The team is made up of me (Helen Bostock), Mark Fenwick (token biologist/NIWA) and two students – Molly Patterson and Courtney Derriman. We have also seconded Jill Scott (one of NIWA’s IT people) to help out when she isn’t required for other IT work.
Our main geological roles are going to be mapping the sea floor using the multibeam (see yesterday’s blog post) and undertaking some sediment coring and sampling.
The sediments on the bottom of the ocean are made up of sand and mud, which are transported into the ocean from the land via rivers, or blown in as dust.
The sediments also contain thousands to millions of the skeletal remains of plankton – tiny microfossils ranging in size from 2μm-0.5mm – which fall to the bottom of the ocean when they die. If they aren’t eaten first, of course.
Sediments cores provide an archive of past changes in the ocean. The sediments slowly build up over time, so as we look down the core we go back in time. It’s like an oceanographic time machine.
Today we reached our first official station on the voyage, where we attempted a gravity core in the Emerald Basin east of the Macquarie Ridge at a water depth of 3600 m. The core is lowered to the sea floor by a winch on a very long wire, and then driven into the sediment by a large lead weight (approximately 2 tonnes).
We recovered a ~4 m core, made up of pale cream, muddy sediment. Unfortunately, the core was also bent – probably due to the stiffness of the sediment – which wasn’t ideal as this made it hard to bring on deck without sloshing it around. We will try a slightly different strategy for our next core tomorrow. Sediment coring is as much an art as a science!
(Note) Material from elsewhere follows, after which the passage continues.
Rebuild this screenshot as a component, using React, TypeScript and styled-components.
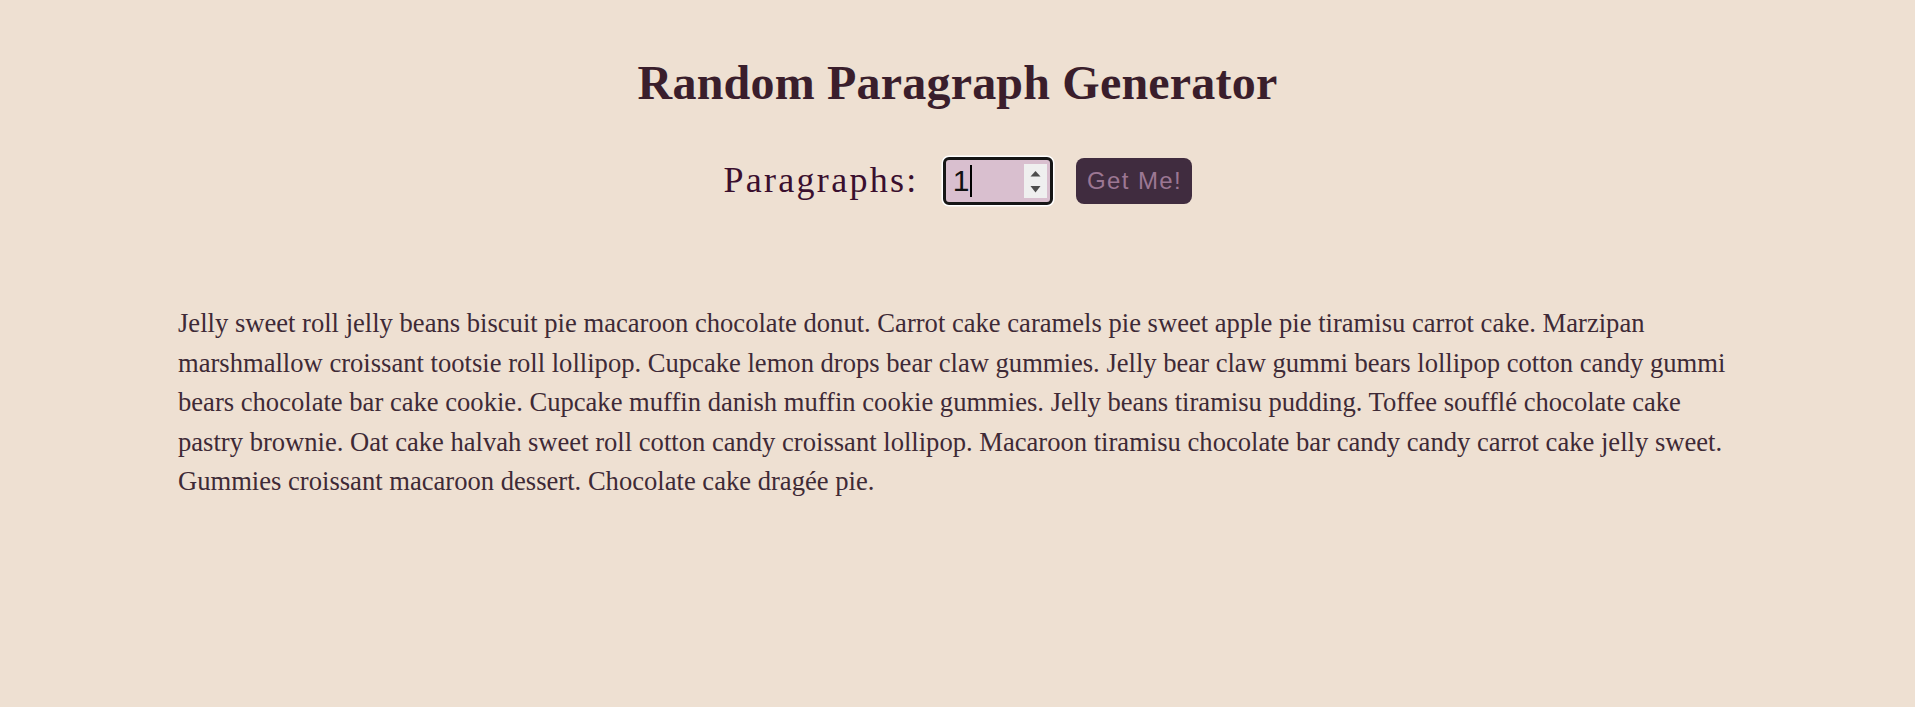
import React from "react";
import styled, { createGlobalStyle } from "styled-components";

const GlobalStyle = createGlobalStyle`
  html, body {
    margin: 0;
    padding: 0;
    background: #eee0d2;
  }
  body {
    font-family: "Liberation Serif", "Times New Roman", serif;
  }
`;

const Page = styled.main`
  min-height: 707px;
  box-sizing: border-box;
  padding-top: 55px;
  background: #eee0d2;
`;

const Title = styled.h1`
  margin: 0;
  text-align: center;
  font-family: "Liberation Serif", "Times New Roman", serif;
  font-weight: 700;
  font-size: 48px;
  letter-spacing: 0.2px;
  line-height: normal;
  color: #3a1e2c;
`;

const Controls = styled.div`
  display: flex;
  justify-content: center;
  align-items: center;
  margin-top: 47px;
  height: 48px;
`;

const Label = styled.label`
  font-family: "Liberation Serif", "Times New Roman", serif;
  font-size: 36px;
  letter-spacing: 2.3px;
  line-height: normal;
  color: #3a0f2e;
  padding-bottom: 2px;
  margin-right: 24px;
`;

const NumberField = styled.div`
  box-sizing: border-box;
  width: 110px;
  height: 48px;
  display: flex;
  align-items: center;
  padding: 0 3px 0 7px;
  background: #d9bfcf;
  border: 3px solid #161616;
  border-radius: 6px;
  box-shadow: 0 0 0 1.5px #ffffff;
  margin-right: 23px;
`;

const Value = styled.span`
  font-family: "Liberation Sans", Arial, sans-serif;
  font-size: 30px;
  line-height: 1;
  color: #111;
`;

const Caret = styled.span`
  display: inline-block;
  width: 2px;
  height: 32px;
  background: #000;
  margin-left: 1px;
`;

const Spinner = styled.svg`
  margin-left: auto;
  display: block;
`;

const Button = styled.button`
  box-sizing: border-box;
  width: 116px;
  height: 46px;
  padding: 0 0 0 2px;
  border: none;
  border-radius: 8px;
  background: #402c3f;
  color: #9c7793;
  font-family: "Liberation Sans", Arial, sans-serif;
  font-size: 24px;
  letter-spacing: 1.4px;
  cursor: pointer;
`;

const Text = styled.p`
  margin: 99px 0 0;
  padding: 0 178px;
  font-family: "Liberation Serif", "Times New Roman", serif;
  font-size: 26.6px;
  line-height: 39.5px;
  color: #3e2a36;
`;

const paragraph =
  "Jelly sweet roll jelly beans biscuit pie macaroon chocolate donut. Carrot cake caramels pie sweet apple pie tiramisu carrot cake. Marzipan marshmallow croissant tootsie roll lollipop. Cupcake lemon drops bear claw gummies. Jelly bear claw gummi bears lollipop cotton candy gummi bears chocolate bar cake cookie. Cupcake muffin danish muffin cookie gummies. Jelly beans tiramisu pudding. Toffee soufflé chocolate cake pastry brownie. Oat cake halvah sweet roll cotton candy croissant lollipop. Macaroon tiramisu chocolate bar candy candy carrot cake jelly sweet. Gummies croissant macaroon dessert. Chocolate cake dragée pie.";

export default function App() {
  return (
    <>
      <GlobalStyle />
      <Page>
        <Title>Random Paragraph Generator</Title>
        <Controls>
          <Label>Paragraphs:</Label>
          <NumberField>
            <Value>1</Value>
            <Caret />
            <Spinner width="23" height="34" viewBox="0 0 23 34">
              <rect x="0" y="0" width="23" height="34" fill="#efefef" />
              <polygon points="6.5,12.5 16.5,12.5 11.5,7" fill="#4d4d4d" />
              <polygon points="6.5,22 16.5,22 11.5,28.5" fill="#4d4d4d" />
            </Spinner>
          </NumberField>
          <Button>Get Me!</Button>
        </Controls>
        <Text>{paragraph}</Text>
      </Page>
    </>
  );
}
Mud doesn’t sound very exciting, but it is made up of billions of microfossils. Changes in the type of microfossils, or the chemistry of the skeletons, along with the size of the grains, are proxies for changes in the environmental conditions in the past.
We (my collaborators and I) hope that the sediment cores will provide information on what has happened to the water masses in the Southern Ocean over the last 30,000 years (or longer), covering changes from the last glacial to the modern interglacial. The Southern Ocean is thought to have played an important role in causing these large natural climate transitions, but we still know very little about this region.
In order to calibrate these proxies we are also collecting some modern plankton during the voyage.
The chemistry of the modern skeletons will be compared with the oceanographic data (temperature, salinity, nutrients, pH) from the voyage, to produce a calibration which can be used on the sediment cores back through time.
The oceanographers also did their first CTD cast and got some deep water samples for the chemists. Everyone was very excited to finally have some work to do after 4 days in transit. It helps to take your mind off the sea sickness!